The bill increases federal tools and penalties to deter and punish threats against schools—potentially improving safety and reducing disruptive hoaxes—but expands federal criminalization in ways that risk overcriminalization, chilling lawful speech, and imposing greater costs and burdens on courts, prosecutors, and taxpayers.
Students, teachers, and school staff gain stronger federal protection because threats and false threats against schools are explicitly criminalized and carry substantial penalties, likely deterring some violent or credible threats and improving on-site safety.
Parents, students, and school administrators would face fewer disruptive hoaxes and evacuations because false reports about school activities are criminalized, reducing needless emergency responses and interruptions to school operations.
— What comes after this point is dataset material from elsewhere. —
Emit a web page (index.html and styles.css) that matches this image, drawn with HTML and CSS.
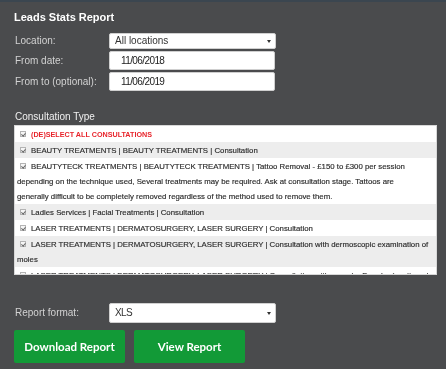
FILE: index.html
```
<!DOCTYPE html>
<html lang="en">
<head>
    <meta charset="UTF-8">
    <meta name="viewport" content="width=device-width, initial-scale=1.0">
    <title>Leads Stats Report</title>
    <link rel="stylesheet" href="styles.css">
</head>
<body>
    <div class="panel">
        <h1 class="title">Leads Stats Report</h1>

        <div class="form-grid">
            <label class="field-label">Location:</label>
            <div class="select-wrap">
                <select class="select">
                    <option>All locations</option>
                </select>
            </div>

            <label class="field-label">From date:</label>
            <input class="text-input" type="text" value="11/06/2018">

            <label class="field-label">From to (optional):</label>
            <input class="text-input" type="text" value="11/06/2019">
        </div>

        <div class="section-label">Consultation Type</div>
        <div class="listbox">
            <div class="opt opt-all"><span class="tick"></span>(DE)SELECT ALL CONSULTATIONS</div>
            <div class="opt"><span class="tick"></span>BEAUTY TREATMENTS | BEAUTY TREATMENTS | Consultation</div>
            <div class="opt"><span class="tick"></span>BEAUTYTECK TREATMENTS | BEAUTYTECK TREATMENTS | Tattoo Removal - £150 to £300 per session<br>depending on the technique used, Several treatments may be required. Ask at consultation stage. Tattoos are<br>generally difficult to be completely removed regardless of the method used to remove them.</div>
            <div class="opt"><span class="tick"></span>Ladies Services | Facial Treatments | Consultation</div>
            <div class="opt"><span class="tick"></span>LASER TREATMENTS | DERMATOSURGERY, LASER SURGERY | Consultation</div>
            <div class="opt"><span class="tick"></span>LASER TREATMENTS | DERMATOSURGERY, LASER SURGERY | Consultation with dermoscopic examination of<br>moles</div>
            <div class="opt"><span class="tick"></span>LASER TREATMENTS | DERMATOSURGERY, LASER SURGERY | Consultation with vascular Doppler (continued<br>assessment)</div>
            <div class="opt"><span class="tick"></span>LASER TREATMENTS | HAIR REMOVAL | Consultation</div>
            <div class="opt"><span class="tick"></span>LASER TREATMENTS | SKIN REJUVENATION | Consultation</div>
        </div>

        <div class="form-grid format-row">
            <label class="field-label">Report format:</label>
            <div class="select-wrap select-tall">
                <select class="select select-xls">
                    <option>XLS</option>
                </select>
            </div>
        </div>

        <div class="actions">
            <button class="btn" type="button">Download Report</button>
            <button class="btn" type="button">View Report</button>
        </div>
    </div>
</body>
</html>
```

FILE: styles.css
```
* {
    margin: 0;
    padding: 0;
    box-sizing: border-box;
}

body {
    background: #4a4b4d;
    border-top: 2px solid #3b4650;
    font-family: 'Liberation Sans', Arial, sans-serif;
    color: #dcdcdc;
}

.panel {
    padding: 8px 14px 0 14px;
}

.title {
    font-size: 11px;
    line-height: 14px;
    font-weight: 700;
    color: #ffffff;
}

/* label / control rows */
.form-grid {
    display: grid;
    grid-template-columns: 95px 167px;
    row-gap: 2px;
    align-items: center;
    margin-top: 9px;
}

.field-label {
    font-size: 10px;
    line-height: 12px;
    color: #d2d2d2;
    padding-left: 1px;
}

.select-wrap {
    position: relative;
    height: 16px;
}

.select-wrap::after {
    content: '';
    position: absolute;
    right: 5px;
    top: 50%;
    margin-top: -1px;
    border-left: 2px solid transparent;
    border-right: 2px solid transparent;
    border-top: 3px solid #333;
}

.select {
    appearance: none;
    -webkit-appearance: none;
    display: block;
    width: 100%;
    height: 100%;
    background: #ffffff;
    border: 1px solid #d0d0d0;
    border-radius: 2px;
    font-family: 'Liberation Sans', Arial, sans-serif;
    font-size: 10px;
    line-height: 12px;
    color: #333;
    padding: 0 0 0 5px;
    outline: none;
}

.text-input {
    display: block;
    width: 166px;
    height: 19px;
    background: #ffffff;
    border: 1px solid #cfcfcf;
    border-radius: 2px;
    font-family: 'Liberation Sans', Arial, sans-serif;
    font-size: 10px;
    letter-spacing: -0.6px;
    color: #222;
    padding: 0 0 0 11px;
    outline: none;
}

.section-label {
    font-size: 10px;
    line-height: 12px;
    color: #f0f0f0;
    margin-top: 20px;
    padding-left: 1px;
}

/* consultation list */
.listbox {
    margin-top: 2px;
    width: 423px;
    height: 150px;
    background: #ffffff;
    border: 1px solid #d8d8d8;
    overflow-y: scroll;
}

.listbox::-webkit-scrollbar {
    width: 10px;
}

.listbox::-webkit-scrollbar-track {
    background: #f1f1f1;
}

.listbox::-webkit-scrollbar-thumb {
    background: #c3c3c3;
    border: 1px solid #f1f1f1;
    border-left-width: 2px;
}

.listbox::-webkit-scrollbar-button:single-button {
    height: 7px;
    background-color: #f1f1f1;
    background-repeat: no-repeat;
    background-position: center;
}

.listbox::-webkit-scrollbar-button:single-button:vertical:decrement {
    background-image: url("data:image/svg+xml;utf8,<svg xmlns='http://www.w3.org/2000/svg' width='5' height='3'><path d='M0 3 L2.5 0 L5 3 Z' fill='%23a0a0a0'/></svg>");
}

.listbox::-webkit-scrollbar-button:single-button:vertical:increment {
    background-image: url("data:image/svg+xml;utf8,<svg xmlns='http://www.w3.org/2000/svg' width='5' height='3'><path d='M0 0 L2.5 3 L5 0 Z' fill='%23505050'/></svg>");
}

.opt {
    font-size: 7.8px;
    line-height: 15px;
    color: #2a2a2a;
    -webkit-text-stroke: 0.15px currentColor;
    white-space: nowrap;
    padding: 0.5px 0 0.5px 2px;
}

.opt:nth-child(even) {
    background: #ededed;
}

.opt-all {
    color: #e8242b;
    font-weight: 700;
    font-size: 7.2px;
    -webkit-text-stroke: 0;
}

.tick {
    display: inline-block;
    width: 6px;
    height: 6px;
    margin: 0 5px 0 3px;
    vertical-align: -0.5px;
    border: 1px solid #b4b4b4;
    background: #f6f6f6;
    position: relative;
}

.tick::after {
    content: '';
    position: absolute;
    left: 1px;
    top: 0;
    width: 1.5px;
    height: 3px;
    border-right: 1px solid #666;
    border-bottom: 1px solid #666;
    transform: rotate(40deg);
}

.format-row {
    margin-top: 28px;
}

.select-tall {
    height: 20px;
}

.select-xls {
    letter-spacing: -0.6px;
}

/* buttons */
.actions {
    display: flex;
    gap: 9px;
    margin-top: 7px;
}

.btn {
    width: 111px;
    height: 33px;
    background: #129a37;
    border: none;
    border-radius: 2px;
    color: #ffffff;
    font-family: Lato, sans-serif;
    font-size: 11.5px;
    font-weight: 700;
}
```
Federal prosecutors and law enforcement gain clearer authority and stronger sentencing options for cross-jurisdictional or severe school-threat cases, which may improve enforcement consistency and accountability in serious incidents.
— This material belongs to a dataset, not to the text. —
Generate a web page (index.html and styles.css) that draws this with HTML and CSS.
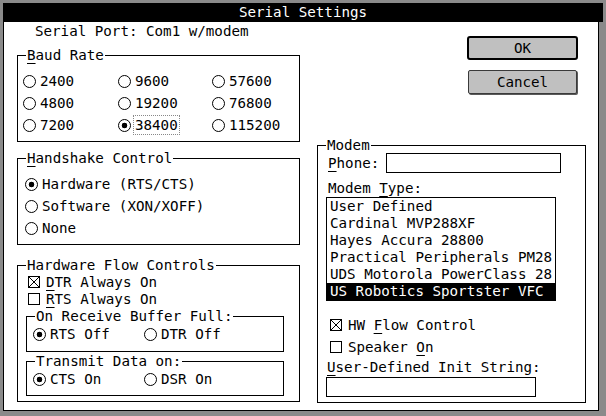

People who make hoax threats or false reports (including juveniles and young people) risk severe federal penalties—up to 20 years in prison—raising the chance of overcriminalization and long prison terms for conduct that may have been nonviolent or unintentional.
Students, parents, teachers, and journalists may face a chilling effect on lawful speech and reporting because ambiguous or contextual statements about schools could be prosecuted as severe federal offenses.
Broadening federal jurisdiction over school threats will likely shift many cases into federal courts and increase investigations and prosecutions, imposing higher costs and workloads on DOJ, federal courts, and taxpayers.
Based on analysis of 4 sections of legislative text.
Introduced September 26, 2025 by Michael Lawler · Last progress September 26, 2025
Creates a standalone federal crime and raises maximum penalties for making threats, sending threatening communications, or circulating hoaxes about schools. The measure adds specific coverage for public, private, and religious schools that provide early childhood, elementary, secondary, postsecondary, or career and technical education (as defined under state law) and makes offenders subject to fines or up to 20 years imprisonment.